次に日本のみに「在日韓国・朝鮮人に対する差別を見聞きした事があるか」を質したところ「ある」が39%いた。「ネット上で差別的書き込み等を見たことがあるか」との質問には「ある」が25%で、特にネット利用する事が多い20~30歳代では「ある」が50%だった。
更に最近、社会問題化している「ヘイトスピーチ」について「問題がある」と答えたのは73%だった。
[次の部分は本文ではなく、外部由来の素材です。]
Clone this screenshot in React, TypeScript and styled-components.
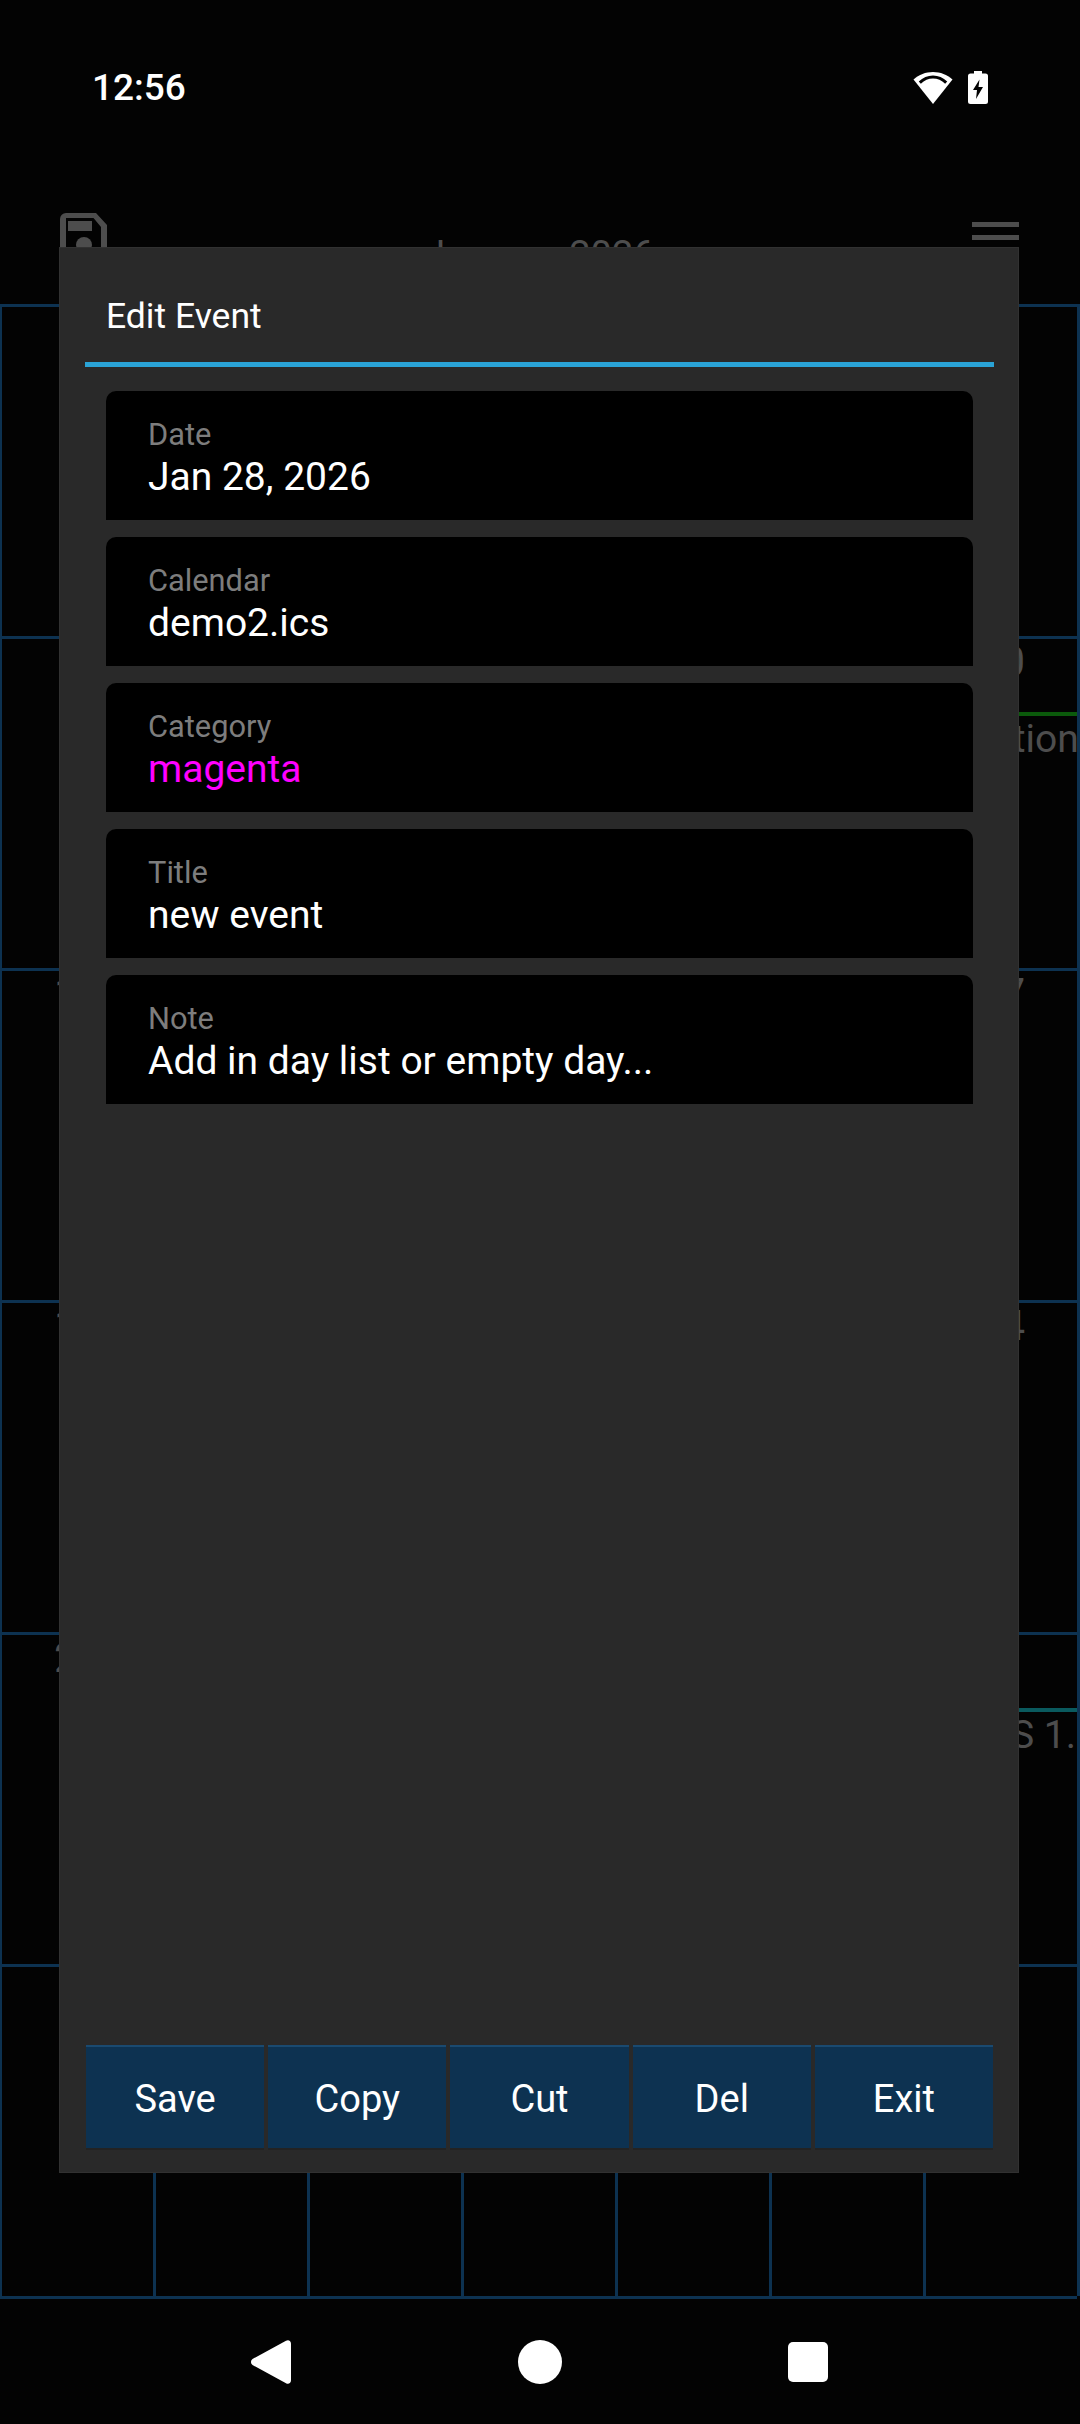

更に「問題ではない」が18%だったが、私にしてみれば「差別肯定論者」18%は「異常値」とも言える数値だと言わざるを得ない。
なお「ヘイトスピーチに関心がある」という人(計35%)の内、「問題がある」と答えた人は93%と圧倒的多数だ。「問題ない」は僅か6%だった。しかし「関心がない」人(計61%)で「問題だ」と答えたのは65%で「問題でない」は27%にも上り「無関心層」の人権感覚の無さが露呈した。
{本来、あるべき「日本の外交政策」}
今回のドイツ;メリケル首相の訪日で、改めてドイツがEU諸国の中でもフランスと肩を並べて重要なキイ=主要外交国であることを思い知らせた。普段、我々がグローバルに世界情勢を広範な目で眺め分析する事に即時思考にならないのは、あまりにも安倍政権の基本軍事・外交政策が「米国一辺倒軍事同盟体制」のみであり、加えて、そのための「戦争一連法案」を強引に一括可決を目指していること、安倍総理が「集団的自衛権で米国の戦争に巻き込まれる事はない。むしろ武力脅威の虞がなくなった」とまで「真っ赤なうそ(20世紀冷戦構造型‐力の均衡バランス論)」をついて、国民をマインドコントロールしていることが大きいと思う。報道ステーション;古賀コメンテーターが言っていたように「安倍総理にとってみれば、米国の正義が日本の正義だ」が安倍総理の「対米一辺倒-好戦的外交政策」である以上、社民党・共産党を中心とするリベラル派は、野党外交も含めて、真に「積極的平和主義(非軍事部門による外交政策)に基づき特定国に偏らないニュートラルな平和・文化交流のパイプづくりと実際の交流事業を官邸・外務省なんか無視して独自の外交チャンネルを構築していけばどうかと思う。
そして、そうした官邸がイライラする独自の「野党外交政策」の積み重ねが「戦争法案」廃案にもなると思うのだが-。多少、素人考えだが検討していただければと思う。